- **Task details**
Quote the listing below word for word, stopping after the line that contains "import clsx from".

- **Data lines**
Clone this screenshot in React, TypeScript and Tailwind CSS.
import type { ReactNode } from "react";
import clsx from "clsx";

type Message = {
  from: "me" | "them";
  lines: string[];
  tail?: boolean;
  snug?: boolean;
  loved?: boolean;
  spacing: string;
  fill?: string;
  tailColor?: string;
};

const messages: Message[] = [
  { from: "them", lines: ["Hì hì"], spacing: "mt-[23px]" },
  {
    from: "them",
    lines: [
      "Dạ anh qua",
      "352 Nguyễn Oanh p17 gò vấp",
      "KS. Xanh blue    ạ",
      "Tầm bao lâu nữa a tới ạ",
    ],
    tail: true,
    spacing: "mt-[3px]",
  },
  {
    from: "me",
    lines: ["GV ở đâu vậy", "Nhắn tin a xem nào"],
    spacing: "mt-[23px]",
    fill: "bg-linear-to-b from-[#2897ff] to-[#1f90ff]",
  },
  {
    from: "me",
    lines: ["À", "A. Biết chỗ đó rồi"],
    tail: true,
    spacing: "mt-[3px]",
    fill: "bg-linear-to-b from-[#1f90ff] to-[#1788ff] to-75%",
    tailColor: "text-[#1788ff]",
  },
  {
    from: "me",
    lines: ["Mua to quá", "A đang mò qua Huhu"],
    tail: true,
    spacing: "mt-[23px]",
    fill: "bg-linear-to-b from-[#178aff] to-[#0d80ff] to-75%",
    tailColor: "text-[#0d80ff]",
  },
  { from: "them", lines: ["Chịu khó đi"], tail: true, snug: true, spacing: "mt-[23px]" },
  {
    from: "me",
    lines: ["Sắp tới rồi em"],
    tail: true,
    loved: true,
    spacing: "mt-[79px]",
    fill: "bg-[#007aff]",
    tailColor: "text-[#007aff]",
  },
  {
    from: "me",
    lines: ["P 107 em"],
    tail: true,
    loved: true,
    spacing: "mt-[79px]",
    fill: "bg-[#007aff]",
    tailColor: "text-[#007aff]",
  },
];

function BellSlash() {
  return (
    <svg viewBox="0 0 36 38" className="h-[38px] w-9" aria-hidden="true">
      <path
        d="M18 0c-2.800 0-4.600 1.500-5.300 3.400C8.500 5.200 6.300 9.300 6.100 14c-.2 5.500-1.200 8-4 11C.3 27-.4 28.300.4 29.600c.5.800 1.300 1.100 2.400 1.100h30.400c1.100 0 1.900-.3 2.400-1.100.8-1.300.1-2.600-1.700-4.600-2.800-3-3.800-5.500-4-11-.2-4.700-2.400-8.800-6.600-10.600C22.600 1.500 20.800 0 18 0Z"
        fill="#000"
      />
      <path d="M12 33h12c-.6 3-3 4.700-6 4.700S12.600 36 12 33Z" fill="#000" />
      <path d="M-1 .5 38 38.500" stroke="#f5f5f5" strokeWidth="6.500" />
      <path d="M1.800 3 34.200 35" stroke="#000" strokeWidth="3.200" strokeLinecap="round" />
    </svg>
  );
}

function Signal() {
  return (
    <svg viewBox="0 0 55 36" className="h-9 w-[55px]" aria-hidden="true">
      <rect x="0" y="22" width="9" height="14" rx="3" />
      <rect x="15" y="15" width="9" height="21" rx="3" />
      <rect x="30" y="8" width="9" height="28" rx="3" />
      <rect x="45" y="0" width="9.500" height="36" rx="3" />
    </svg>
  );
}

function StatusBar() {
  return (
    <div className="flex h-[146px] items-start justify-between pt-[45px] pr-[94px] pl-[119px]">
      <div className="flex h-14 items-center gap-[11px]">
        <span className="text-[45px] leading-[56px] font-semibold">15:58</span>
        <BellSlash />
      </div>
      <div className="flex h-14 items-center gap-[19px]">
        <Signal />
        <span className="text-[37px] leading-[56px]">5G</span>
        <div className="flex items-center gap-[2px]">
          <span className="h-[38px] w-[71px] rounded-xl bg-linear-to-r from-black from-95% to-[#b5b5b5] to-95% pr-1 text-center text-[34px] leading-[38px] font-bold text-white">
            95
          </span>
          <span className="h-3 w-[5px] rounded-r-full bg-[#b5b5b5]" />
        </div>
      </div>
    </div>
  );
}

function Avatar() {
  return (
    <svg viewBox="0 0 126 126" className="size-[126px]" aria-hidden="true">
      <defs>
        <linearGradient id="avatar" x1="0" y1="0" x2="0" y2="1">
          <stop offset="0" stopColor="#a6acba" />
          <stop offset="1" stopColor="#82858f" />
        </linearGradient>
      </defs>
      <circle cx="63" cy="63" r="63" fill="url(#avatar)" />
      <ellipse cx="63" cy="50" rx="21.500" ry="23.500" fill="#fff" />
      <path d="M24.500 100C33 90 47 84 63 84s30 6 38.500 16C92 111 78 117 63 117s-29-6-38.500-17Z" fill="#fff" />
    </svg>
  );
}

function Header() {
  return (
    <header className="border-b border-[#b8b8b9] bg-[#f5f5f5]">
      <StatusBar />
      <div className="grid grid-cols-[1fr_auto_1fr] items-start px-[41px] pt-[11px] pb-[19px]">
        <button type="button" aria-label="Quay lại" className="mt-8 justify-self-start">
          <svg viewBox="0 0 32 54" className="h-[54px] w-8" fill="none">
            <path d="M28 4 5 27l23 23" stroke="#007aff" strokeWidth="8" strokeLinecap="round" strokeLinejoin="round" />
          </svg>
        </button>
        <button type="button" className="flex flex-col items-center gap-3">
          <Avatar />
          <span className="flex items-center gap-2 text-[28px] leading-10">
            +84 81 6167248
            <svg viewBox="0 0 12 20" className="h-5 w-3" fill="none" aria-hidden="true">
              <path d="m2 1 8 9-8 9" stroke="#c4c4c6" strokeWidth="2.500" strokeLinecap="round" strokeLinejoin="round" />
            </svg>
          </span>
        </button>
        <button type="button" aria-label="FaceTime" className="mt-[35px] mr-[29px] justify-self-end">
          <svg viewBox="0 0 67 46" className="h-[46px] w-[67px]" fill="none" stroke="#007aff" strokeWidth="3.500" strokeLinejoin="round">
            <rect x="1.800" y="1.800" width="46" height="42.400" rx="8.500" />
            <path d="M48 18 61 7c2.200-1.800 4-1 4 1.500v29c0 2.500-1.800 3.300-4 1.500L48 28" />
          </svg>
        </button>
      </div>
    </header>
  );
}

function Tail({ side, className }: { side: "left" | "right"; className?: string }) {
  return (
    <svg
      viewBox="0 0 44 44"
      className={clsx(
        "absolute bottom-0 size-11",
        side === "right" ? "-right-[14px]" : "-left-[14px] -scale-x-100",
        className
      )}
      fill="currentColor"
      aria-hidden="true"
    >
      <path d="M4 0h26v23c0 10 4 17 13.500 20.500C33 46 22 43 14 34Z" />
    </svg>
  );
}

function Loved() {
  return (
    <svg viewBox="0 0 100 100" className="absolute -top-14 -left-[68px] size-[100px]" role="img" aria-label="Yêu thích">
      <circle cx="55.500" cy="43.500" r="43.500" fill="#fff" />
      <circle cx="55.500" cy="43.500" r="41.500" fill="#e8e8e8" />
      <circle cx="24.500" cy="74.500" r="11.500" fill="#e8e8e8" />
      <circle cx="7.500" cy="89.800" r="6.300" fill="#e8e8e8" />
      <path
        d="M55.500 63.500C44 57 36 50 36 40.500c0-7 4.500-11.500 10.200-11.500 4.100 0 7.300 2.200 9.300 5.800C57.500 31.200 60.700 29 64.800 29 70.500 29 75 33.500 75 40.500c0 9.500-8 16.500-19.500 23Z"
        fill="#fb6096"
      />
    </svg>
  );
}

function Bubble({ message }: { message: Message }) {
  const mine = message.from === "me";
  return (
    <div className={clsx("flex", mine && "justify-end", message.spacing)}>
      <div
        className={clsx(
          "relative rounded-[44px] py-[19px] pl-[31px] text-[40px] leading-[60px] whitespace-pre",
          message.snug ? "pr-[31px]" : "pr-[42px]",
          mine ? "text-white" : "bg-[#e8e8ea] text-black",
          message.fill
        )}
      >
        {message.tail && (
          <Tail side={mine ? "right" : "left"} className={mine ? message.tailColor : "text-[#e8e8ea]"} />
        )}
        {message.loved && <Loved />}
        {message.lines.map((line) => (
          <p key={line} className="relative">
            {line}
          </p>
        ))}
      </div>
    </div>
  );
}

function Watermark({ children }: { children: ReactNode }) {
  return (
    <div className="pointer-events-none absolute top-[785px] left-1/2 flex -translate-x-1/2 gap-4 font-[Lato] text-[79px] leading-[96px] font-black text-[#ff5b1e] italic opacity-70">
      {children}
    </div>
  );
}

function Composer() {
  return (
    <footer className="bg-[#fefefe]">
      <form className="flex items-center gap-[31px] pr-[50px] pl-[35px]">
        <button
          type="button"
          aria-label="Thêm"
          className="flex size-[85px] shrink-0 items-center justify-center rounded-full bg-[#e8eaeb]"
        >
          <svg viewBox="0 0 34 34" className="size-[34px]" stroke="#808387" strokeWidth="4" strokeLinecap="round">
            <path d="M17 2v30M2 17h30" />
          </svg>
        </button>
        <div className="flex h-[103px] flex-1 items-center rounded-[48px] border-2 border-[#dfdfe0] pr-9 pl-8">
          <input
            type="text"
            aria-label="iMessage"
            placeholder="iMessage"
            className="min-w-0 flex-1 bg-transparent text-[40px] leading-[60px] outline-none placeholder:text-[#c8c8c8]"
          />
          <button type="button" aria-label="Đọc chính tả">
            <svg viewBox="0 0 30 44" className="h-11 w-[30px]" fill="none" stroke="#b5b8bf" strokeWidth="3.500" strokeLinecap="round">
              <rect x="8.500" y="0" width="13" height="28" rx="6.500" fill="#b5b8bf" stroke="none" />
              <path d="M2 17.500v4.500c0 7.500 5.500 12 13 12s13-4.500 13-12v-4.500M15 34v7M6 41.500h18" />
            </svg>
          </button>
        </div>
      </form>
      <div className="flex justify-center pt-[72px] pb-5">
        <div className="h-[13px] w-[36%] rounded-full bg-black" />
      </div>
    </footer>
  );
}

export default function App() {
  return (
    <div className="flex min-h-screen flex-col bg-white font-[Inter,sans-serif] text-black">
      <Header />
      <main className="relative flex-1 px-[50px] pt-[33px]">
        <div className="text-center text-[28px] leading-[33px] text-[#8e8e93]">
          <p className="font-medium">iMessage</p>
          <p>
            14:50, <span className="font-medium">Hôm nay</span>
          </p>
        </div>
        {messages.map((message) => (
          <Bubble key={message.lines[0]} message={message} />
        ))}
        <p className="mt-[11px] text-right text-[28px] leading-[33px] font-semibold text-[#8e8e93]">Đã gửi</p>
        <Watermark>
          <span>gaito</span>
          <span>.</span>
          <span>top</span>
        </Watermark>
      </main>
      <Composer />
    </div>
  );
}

- **Exercise result**
Clone this screenshot in React, TypeScript and Tailwind CSS.
import type { ReactNode } from "react";
import clsx from "clsx";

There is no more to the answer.